Points-based systems represent a more flexible approach. Owners purchase an allotment of points that function as a vacation currency, which can then be redeemed to book accommodations at various resorts within a specific network. This system allows for diverse options regarding locations, lengths of stay, and types of accommodations. Exchange networks, such as RCI or Interval International, further enhance flexibility by allowing timeshare owners to trade their week or points for stays at affiliated resorts worldwide, expanding vacation possibilities beyond their home resort.

Financial Commitments of Timeshares

Timeshare ownership involves a range of financial obligations that extend beyond the initial purchase. The upfront cost for a timeshare can vary significantly, with the average transaction price around $24,170 in 2024 when purchased directly from developers. Financing options are often available, but these loans typically come with higher interest rates compared to traditional mortgages, ranging from 12% to 20%.

Following the initial purchase, annual maintenance fees are a recurring and mandatory cost. These fees cover the ongoing expenses of operating and maintaining the resort, including property upkeep, utilities, landscaping, amenities maintenance, and administrative costs. The average annual maintenance fee was approximately $1,260 in 2024, but can range from $500 to $3,000 per year depending on factors like resort location, size, and amenities. These fees have a historical tendency to increase over time, often by 2% to 5% annually, and can sometimes rise dramatically due to inflation, aging properties, or expanded amenities.

In addition to annual maintenance fees, timeshare owners may face special assessments. These are additional, often unexpected, fees levied for major repairs, renovations, or unforeseen expenses such as damages from natural disasters. Owners are obligated to pay these assessments, even if they do not agree with the necessity of the improvements. Furthermore, using timeshare exchange networks often incurs additional exchange fees. Other potential costs can include property taxes, which may be billed separately or included within maintenance fees, and closing or transfer fees when acquiring or divesting the timeshare.

Resale and Exit Strategies

The timeshare resale market presents distinct challenges for owners looking to divest their interests. Unlike traditional real estate, timeshares generally do not appreciate in value and often sell for a significant discount compared to the original purchase price. This makes it difficult for owners to recoup their initial investment.

Owners seeking to exit timeshare ownership have several potential methods. One approach is a direct sale, either privately or through a licensed real estate broker specializing in timeshares. However, finding a buyer in the secondary market can be a lengthy process due to low demand and depreciated values.

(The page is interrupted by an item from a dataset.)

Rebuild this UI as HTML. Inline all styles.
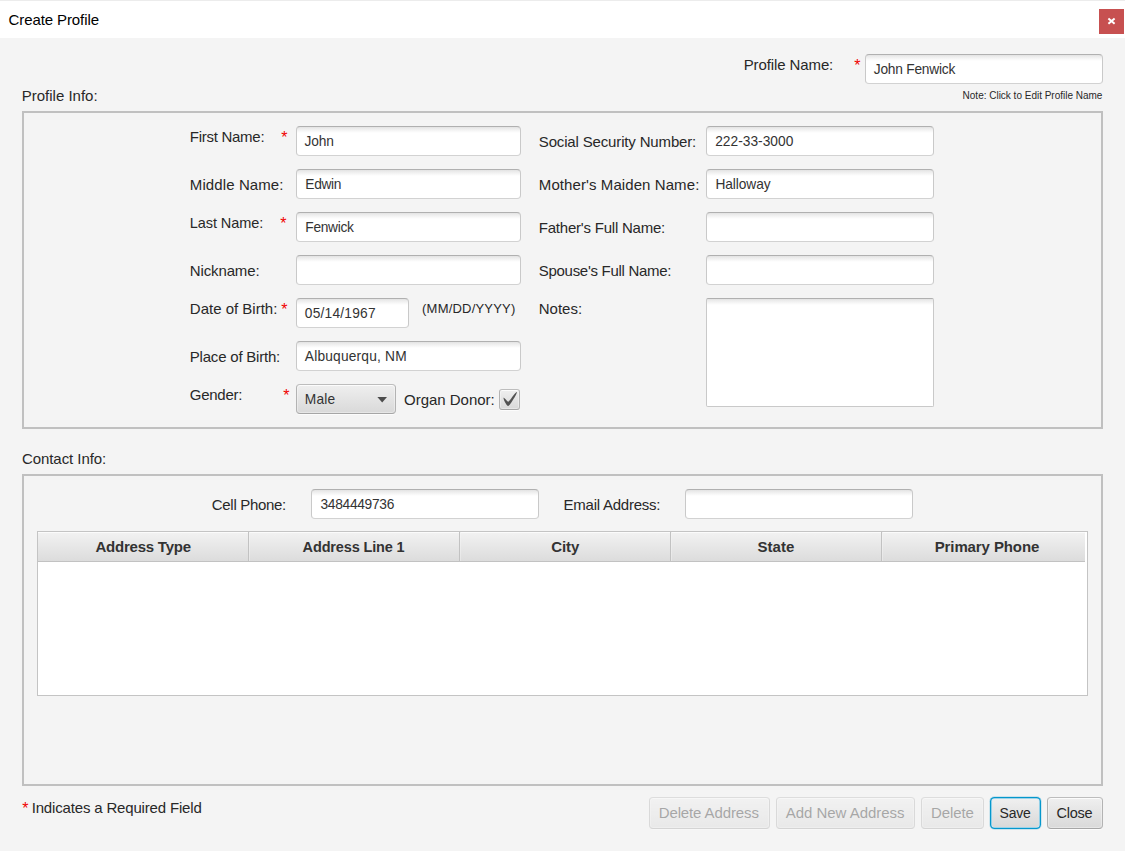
<!DOCTYPE html>
<html lang="en"><head><meta charset="utf-8"><title>Create Profile</title>
<style>
html,body{margin:0;padding:0}
body{width:1125px;height:851px;position:relative;overflow:hidden;background:#f4f4f4;font-family:"Liberation Sans",sans-serif}
.t{position:absolute;white-space:nowrap;line-height:1;margin:0;font-weight:400}
.abs{position:absolute;box-sizing:border-box}
.titlebar{left:0;top:0;width:1125px;height:38px;background:#fff;border-top:1px solid #ececec}
.closebtn{left:1099px;top:8px;width:25px;height:25px;background:#c75050}
.closebtn svg{display:block}
.grp{border:2px solid #c0c0c0}
.tf,.ta{border:1px solid #c9c9c9;border-top-color:#b0b0b0;background:linear-gradient(#e2e2e2 0,#e9e9e9 1px,#fbfbfb 5px,#fff 6px)}
.tf{height:30px;border-bottom-color:#d2d2d2;border-radius:4px}
.ta{border-radius:2px}
.btn{height:32px;border-radius:4px;border:1px solid #b3b3b3;border-top-color:#bdbdbd;border-bottom-color:#a6a6a6;background:linear-gradient(#efefef,#d9d9d9);box-shadow:inset 0 1px 0 rgba(255,255,255,.75),inset 0 0 0 1px rgba(255,255,255,.35),0 1px 0 rgba(255,255,255,.7)}
.dis{opacity:.4}
.chk{border-radius:3px}
.ast{color:#f00000;font-size:16px}
.tbl{border:1px solid #c4c4c4;background:#fff}
.thead{left:0;top:0;width:1047px;height:30px;background:linear-gradient(#f2f2f2,#dcdcdc);border-bottom:1px solid #c2c2c2;box-shadow:inset 0 1px 0 #fbfbfb}
.sep{top:0;width:2px;height:29px;border-left:1px solid #c2c2c2;background:linear-gradient(#f4f4f4,#e6e6e6)}
.focus{left:987px;top:794px}
</style></head>
<body>
<div class="abs titlebar"><span class="t" style="left:8.5px;top:11px;font-size:15px;color:#000;letter-spacing:-0.094px;">Create Profile</span><div class="abs closebtn"><svg width="25" height="25" viewBox="0 0 25 25"><path d="M9.4 9.5 L15.6 14.7 M15.6 9.5 L9.4 14.7" stroke="#fff" stroke-width="2" fill="none"/></svg></div></div>
<span class="t" style="left:743.7px;top:57px;font-size:15px;color:#282828;letter-spacing:-0.106px;">Profile Name:</span>
<span class="t ast" style="left:854.32px;top:57.65px">*</span>
<div class="abs tf" style="left:865px;top:54px;width:238px;"><span class="t" style="left:7.8px;top:8px;font-size:13.75px;color:#333;letter-spacing:-0.234px;">John Fenwick</span></div>
<span class="t" style="left:962.6px;top:91px;font-size:10px;color:#282828;letter-spacing:-0.008px;">Note: Click to Edit Profile Name</span>
<span class="t" style="left:21.8px;top:88px;font-size:15px;color:#282828;letter-spacing:-0.006px;">Profile Info:</span>
<div class="abs grp" style="left:22px;top:111px;width:1081px;height:318px;">
<span class="t" style="left:165.8px;top:16px;font-size:15px;color:#282828;letter-spacing:-0.272px;">First Name:</span>
<span class="t ast" style="left:257.32px;top:16.65px">*</span>
<div class="abs tf" style="left:272px;top:13px;width:225px;"><span class="t" style="left:7.5px;top:8px;font-size:13.75px;color:#333;letter-spacing:-0.143px;">John</span></div>
<span class="t" style="left:165.8px;top:64px;font-size:15px;color:#282828;letter-spacing:0.105px;">Middle Name:</span>
<div class="abs tf" style="left:272px;top:56px;width:225px;"><span class="t" style="left:8.3px;top:8px;font-size:13.75px;color:#333;letter-spacing:-0.338px;">Edwin</span></div>
<span class="t" style="left:165.8px;top:103px;font-size:14.5px;color:#282828;letter-spacing:-0.083px;">Last Name:</span>
<span class="t ast" style="left:256.37px;top:102.65px">*</span>
<div class="abs tf" style="left:272px;top:99px;width:225px;"><span class="t" style="left:8.3px;top:8px;font-size:13.75px;color:#333;letter-spacing:-0.306px;">Fenwick</span></div>
<span class="t" style="left:165.8px;top:150px;font-size:15px;color:#282828;letter-spacing:-0.132px;">Nickname:</span>
<div class="abs tf" style="left:272px;top:142px;width:225px;"></div>
<span class="t" style="left:165.8px;top:188px;font-size:15px;color:#282828;letter-spacing:0.004px;">Date of Birth:</span>
<span class="t ast" style="left:257.32px;top:188.65px">*</span>
<div class="abs tf" style="left:272px;top:185px;width:113px;"><span class="t" style="left:7.8px;top:8px;font-size:13.75px;color:#333;letter-spacing:0.219px;">05/14/1967</span></div>
<span class="t" style="left:398.1px;top:189px;font-size:13px;color:#282828;letter-spacing:0.200px;">(MM/DD/YYYY)</span>
<span class="t" style="left:165.8px;top:236px;font-size:15px;color:#282828;letter-spacing:-0.206px;">Place of Birth:</span>
<div class="abs tf" style="left:272px;top:228px;width:225px;"><span class="t" style="left:7.8px;top:8px;font-size:13.75px;color:#333;letter-spacing:0.188px;">Albuquerqu, NM</span></div>
<span class="t" style="left:165.8px;top:274px;font-size:15px;color:#282828;letter-spacing:-0.267px;">Gender:</span>
<span class="t ast" style="left:259.32px;top:274.65px">*</span>
<div class="abs btn" style="left:272px;top:271px;width:100px;height:30px;"><span class="t" style="left:7.8px;top:8px;font-size:13.75px;color:#333;letter-spacing:0.163px;">Male</span><svg width="10" height="6" viewBox="0 0 10 6" style="position:absolute;left:80px;top:12px"><path d="M0.4 0 L10 0 L5.2 5.4 Z" fill="#4c4c4c"/></svg></div>
<span class="t" style="left:380.0px;top:279px;font-size:15px;color:#282828;letter-spacing:-0.017px;">Organ Donor:</span>
<div class="abs btn chk" style="left:475px;top:276px;width:21px;height:21px;"><svg width="19" height="19" viewBox="0 0 19 19" style="position:absolute;left:0;top:0"><path transform="translate(3.8,2.7) scale(0.82)" d="M-0.25,6.083c0.843-0.758,4.583,4.833,5.75,4.833S14.5-1.5,15.917-0.917c1.292,0.532-8.75,17.083-10.5,17.083C3,16.167-1.083,6.833-0.25,6.083z" fill="#525252"/></svg></div>
<span class="t" style="left:514.8px;top:21px;font-size:15px;color:#282828;letter-spacing:-0.155px;">Social Security Number:</span>
<div class="abs tf" style="left:682px;top:13px;width:228px;"><span class="t" style="left:8.2px;top:8px;font-size:13.75px;color:#333;letter-spacing:0.012px;">222-33-3000</span></div>
<span class="t" style="left:514.8px;top:64px;font-size:15px;color:#282828;letter-spacing:0.087px;">Mother&#x27;s Maiden Name:</span>
<div class="abs tf" style="left:682px;top:56px;width:228px;"><span class="t" style="left:8.4px;top:8px;font-size:13.75px;color:#333;letter-spacing:-0.071px;">Halloway</span></div>
<span class="t" style="left:514.8px;top:107px;font-size:15px;color:#282828;letter-spacing:-0.217px;">Father&#x27;s Full Name:</span>
<div class="abs tf" style="left:682px;top:99px;width:228px;"></div>
<span class="t" style="left:514.8px;top:150px;font-size:15px;color:#282828;letter-spacing:-0.297px;">Spouse&#x27;s Full Name:</span>
<div class="abs tf" style="left:682px;top:142px;width:228px;"></div>
<span class="t" style="left:514.8px;top:188px;font-size:15px;color:#282828;letter-spacing:-0.012px;">Notes:</span>
<div class="abs ta" style="left:682px;top:185px;width:228px;height:109px;"></div>
</div>
<span class="t" style="left:21.9px;top:451px;font-size:15px;color:#282828;letter-spacing:-0.055px;">Contact Info:</span>
<div class="abs grp" style="left:22px;top:474px;width:1081px;height:312px;">
<span class="t" style="left:187.8px;top:21px;font-size:15px;color:#282828;letter-spacing:-0.306px;">Cell Phone:</span>
<div class="abs tf" style="left:287px;top:13px;width:228px;"><span class="t" style="left:8.4px;top:8px;font-size:13.75px;color:#333;letter-spacing:-0.276px;">3484449736</span></div>
<span class="t" style="left:539.6px;top:21px;font-size:15px;color:#282828;letter-spacing:-0.242px;">Email Address:</span>
<div class="abs tf" style="left:661px;top:13px;width:228px;"></div>
<div class="abs tbl" style="left:13px;top:55px;width:1051px;height:165px;"><div class="abs thead"><span class="t" style="left:57.4px;top:7px;font-size:15px;color:#333;letter-spacing:-0.218px;font-weight:700;">Address Type</span><span class="t" style="left:264.6px;top:8px;font-size:14.5px;color:#333;letter-spacing:-0.143px;font-weight:700;">Address Line 1</span><span class="t" style="left:513.2px;top:7px;font-size:15px;color:#333;letter-spacing:-0.048px;font-weight:700;">City</span><span class="t" style="left:719.4px;top:7px;font-size:15px;color:#333;letter-spacing:0.053px;font-weight:700;">State</span><span class="t" style="left:896.7px;top:7px;font-size:15px;color:#333;letter-spacing:-0.106px;font-weight:700;">Primary Phone</span></div><div class="abs sep" style="left:210px"></div><div class="abs sep" style="left:421px"></div><div class="abs sep" style="left:632px"></div><div class="abs sep" style="left:843px"></div></div>
</div>
<span class="t ast" style="left:22.37px;top:800.70px">*</span>
<span class="t" style="left:31.7px;top:800px;font-size:15px;color:#282828;letter-spacing:-0.167px;">Indicates a Required Field</span>
<div class="abs btn dis" style="left:649px;top:797px;width:121px;"><span class="t" style="left:8.7px;top:7px;font-size:15px;color:#333;letter-spacing:-0.118px;">Delete Address</span></div>
<div class="abs btn dis" style="left:776px;top:797px;width:139px;"><span class="t" style="left:8.8px;top:7px;font-size:15px;color:#333;letter-spacing:-0.038px;">Add New Address</span></div>
<div class="abs btn dis" style="left:921px;top:797px;width:63px;"><span class="t" style="left:9.0px;top:7px;font-size:15px;color:#333;letter-spacing:-0.092px;">Delete</span></div>
<svg class="abs focus" width="57" height="38" viewBox="0 0 57 38"><defs><linearGradient id="sg" x1="0" y1="0" x2="0" y2="1"><stop offset="0" stop-color="#efefef"/><stop offset="1" stop-color="#d9d9d9"/></linearGradient></defs><rect x="2.3" y="2.3" width="52.4" height="33.4" rx="5" fill="#0597cc" opacity=".22"/><rect x="3" y="3" width="51" height="32" rx="4.6" fill="#0597cc"/><rect x="4.3" y="4.3" width="48.4" height="29.4" rx="3.3" fill="#cfe7f2"/><rect x="5.1" y="5.1" width="46.8" height="27.8" rx="2.6" fill="url(#sg)"/></svg>
<span class="t" style="left:999.6px;top:806px;font-size:14px;color:#282828;letter-spacing:-0.241px;">Save</span>
<div class="abs btn" style="left:1047px;top:797px;width:56px;"><span class="t" style="left:8.6px;top:8px;font-size:14.5px;color:#282828;letter-spacing:-0.270px;">Close</span></div>
</body></html>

Another option is donation; some charities may accept timeshares, particularly deeded properties, which can offer a potential charitable tax deduction. A charitable tax deduction may be possible, but requires determining the timeshare’s fair market value, and an IRS-approved appraisal if it exceeds $5,000. Donating a right-to-use timeshare or simply the use of a week typically does not qualify for a tax deduction.

Some resort developers offer deed-back or surrender programs, allowing owners to return their timeshare, often under specific conditions such as being current on all fees. These programs can provide a structured exit, though they may not be universally available or free of charge. Lastly, cancellation or exit companies exist that claim to help owners terminate their timeshare contracts. Due diligence is important when considering these companies, as the industry has been associated with scams. It is advisable to thoroughly research any such company and understand their fees and success rates before engaging their services.

Evaluating Vacation Alternatives

For individuals considering vacationing, several alternatives exist that do not involve the long-term commitments of timeshare ownership. Traditional hotel stays offer considerable flexibility, allowing travelers to choose different destinations, room types, and amenities for each trip without any ongoing financial obligations beyond the stay itself. Hotel costs can vary widely, accommodating various budgets and preferences.

Vacation rentals, available through platforms like Airbnb or VRBO, provide another flexible option. These rentals range from single rooms to entire homes, offering diverse locations and property types that can often accommodate larger groups or provide a more home-like experience than a hotel. This approach eliminates the need for an upfront purchase price or recurring maintenance fees, as travelers only pay for the specific rental period.

Fractional ownership is a distinct model often confused with timeshares, but it typically involves a larger share of a property and a higher value. Fractional owners typically hold a partial equity interest in a more luxurious property, allowing for more usage time, often multiple weeks or months per year, and potential appreciation in value. This contrasts with timeshares, which primarily grant a right-to-use for a shorter period without direct equity.

Other membership-based travel programs, often referred to as vacation clubs, also exist. These programs may offer discounts on travel, access to exclusive resorts, or concierge services in exchange for an annual fee or initial membership cost, but they do not typically involve a deeded property interest or the same long-term financial liabilities as timeshares.